ABSTRACT: Carbohydrates are a structurally diverse group of compounds that can be categorized as monosaccharides, disaccharides, oligosaccharides, glycoproteins, etc. Carbohydrates are difficult to analyze because they have similar physical and chemical characteristics and do not have a suitable chromophore for UV detection. Several different HPLC methods using various detector strategies (pulsed amperometric electrochemical, fluorescence following derivatization, charged aerosol detection, and mass spectrometry) were developed to help study carbohydrates, and examples for each approach are presented. Although fluorescent tags improve chromatographic resolution and detector sensitivity, they can lead to increased assay variability. Various HPLC modes can be used for carbohydrate separations, with ion exchange, hydrophilic interaction liquid chromatography (HILIC), and reversed phase (RP) on porous graphite column (PGC) being the most common. HPLC provides for simple chromatographic methods; direct detection using PAD or mass detectors such as ELSD, MS, and CAD are employed. CAD is an ideal detector when combined with HILIC or RP/PGC for measuring different carbohydrates. It is a mass-sensitive detector that can measure any non-volatile, and many semi-volatile compounds, typically with low ng sensitivity. Unlike ELSD, it shows high sensitivity, wide dynamic range, high precision, and more consistent inter-analyte response independent of chemical structure. For the analysis of glycans liberated from glycoproteins, the utility of the LC-MS-CAD platform is presented; CAD is used for quantitative analyses, while MS provides structural verification. The advantage of this approach over methods using fluorescent tags is discussed.

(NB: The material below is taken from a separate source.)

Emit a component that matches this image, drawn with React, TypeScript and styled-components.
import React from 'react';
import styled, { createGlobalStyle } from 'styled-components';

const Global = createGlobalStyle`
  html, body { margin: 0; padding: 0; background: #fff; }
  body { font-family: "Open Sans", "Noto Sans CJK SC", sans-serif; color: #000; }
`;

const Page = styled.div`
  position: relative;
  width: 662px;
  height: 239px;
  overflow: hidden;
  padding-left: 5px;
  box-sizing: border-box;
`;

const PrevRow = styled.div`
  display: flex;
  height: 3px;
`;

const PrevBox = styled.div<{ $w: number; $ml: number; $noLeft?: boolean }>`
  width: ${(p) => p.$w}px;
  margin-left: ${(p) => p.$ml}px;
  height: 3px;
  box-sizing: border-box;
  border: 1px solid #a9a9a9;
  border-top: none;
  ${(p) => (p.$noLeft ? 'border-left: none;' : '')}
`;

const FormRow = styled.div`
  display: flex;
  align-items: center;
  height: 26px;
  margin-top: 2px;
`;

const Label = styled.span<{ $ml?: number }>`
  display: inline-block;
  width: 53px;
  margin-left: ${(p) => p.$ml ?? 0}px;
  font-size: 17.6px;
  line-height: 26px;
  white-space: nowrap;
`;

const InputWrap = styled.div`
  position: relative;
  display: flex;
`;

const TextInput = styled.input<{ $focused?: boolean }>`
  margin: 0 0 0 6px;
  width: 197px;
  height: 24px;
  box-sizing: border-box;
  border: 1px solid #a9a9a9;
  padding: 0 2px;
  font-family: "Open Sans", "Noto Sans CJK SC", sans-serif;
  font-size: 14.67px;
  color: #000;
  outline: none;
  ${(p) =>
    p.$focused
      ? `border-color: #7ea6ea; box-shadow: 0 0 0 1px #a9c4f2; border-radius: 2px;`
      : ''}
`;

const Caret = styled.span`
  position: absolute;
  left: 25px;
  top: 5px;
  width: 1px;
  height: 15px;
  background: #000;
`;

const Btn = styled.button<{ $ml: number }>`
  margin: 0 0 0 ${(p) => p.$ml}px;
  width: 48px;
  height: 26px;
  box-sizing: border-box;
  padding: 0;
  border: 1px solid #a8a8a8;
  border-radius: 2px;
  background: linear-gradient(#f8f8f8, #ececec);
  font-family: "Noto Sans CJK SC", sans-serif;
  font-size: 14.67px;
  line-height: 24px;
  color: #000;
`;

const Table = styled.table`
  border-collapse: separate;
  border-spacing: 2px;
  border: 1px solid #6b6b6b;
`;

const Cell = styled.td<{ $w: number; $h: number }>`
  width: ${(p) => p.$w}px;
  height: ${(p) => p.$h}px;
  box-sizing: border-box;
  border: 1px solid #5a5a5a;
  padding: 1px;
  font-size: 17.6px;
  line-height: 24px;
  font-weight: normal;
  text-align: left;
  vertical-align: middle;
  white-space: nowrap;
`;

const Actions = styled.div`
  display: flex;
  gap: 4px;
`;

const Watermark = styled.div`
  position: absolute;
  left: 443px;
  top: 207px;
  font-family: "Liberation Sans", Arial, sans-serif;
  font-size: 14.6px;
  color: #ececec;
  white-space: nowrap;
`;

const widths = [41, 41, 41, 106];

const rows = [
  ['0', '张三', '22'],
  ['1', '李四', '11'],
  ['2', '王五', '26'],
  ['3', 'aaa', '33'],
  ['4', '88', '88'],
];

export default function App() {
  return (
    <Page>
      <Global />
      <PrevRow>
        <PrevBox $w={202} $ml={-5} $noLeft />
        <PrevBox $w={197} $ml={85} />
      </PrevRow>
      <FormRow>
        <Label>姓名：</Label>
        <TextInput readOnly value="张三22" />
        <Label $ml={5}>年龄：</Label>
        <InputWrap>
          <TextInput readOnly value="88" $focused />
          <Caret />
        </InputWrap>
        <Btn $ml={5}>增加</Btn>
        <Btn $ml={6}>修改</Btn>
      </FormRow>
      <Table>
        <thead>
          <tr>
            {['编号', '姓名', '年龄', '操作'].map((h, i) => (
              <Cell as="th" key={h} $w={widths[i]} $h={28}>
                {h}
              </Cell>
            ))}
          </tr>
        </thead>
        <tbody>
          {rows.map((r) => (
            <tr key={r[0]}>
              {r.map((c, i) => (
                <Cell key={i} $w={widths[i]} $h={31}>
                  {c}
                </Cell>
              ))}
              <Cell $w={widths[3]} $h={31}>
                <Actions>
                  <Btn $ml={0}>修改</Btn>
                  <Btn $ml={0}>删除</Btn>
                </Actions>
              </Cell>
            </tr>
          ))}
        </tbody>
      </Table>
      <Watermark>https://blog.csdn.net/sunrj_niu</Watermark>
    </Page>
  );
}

Dave Thomas received a Ph.D. degree in analytical chemistry from the University of Nebraska-Lincoln in 1994 for his work developing high-performance immunoaffinity chromatography. In post-doctoral appointments at Midwest Research Institute-California Operations and Sandia National Laboratories, he worked to implement HPIAC and HPLC approaches on miniaturized electrochromatographic separation and analysis platforms. Later, he spent several years developing a variety of IC, HPLC, and LC/MS applications at Dionex Corporation and Thermo Fisher Scientific, where he also served as manager of the HPLC and LCMS applications laboratory. After a few years in vaccine analytical development at Wyeth and Pfizer, Dave returned to Thermo Fisher Scientific, where he continues to develop applications for HPLC with charged aerosol and electrochemical detection.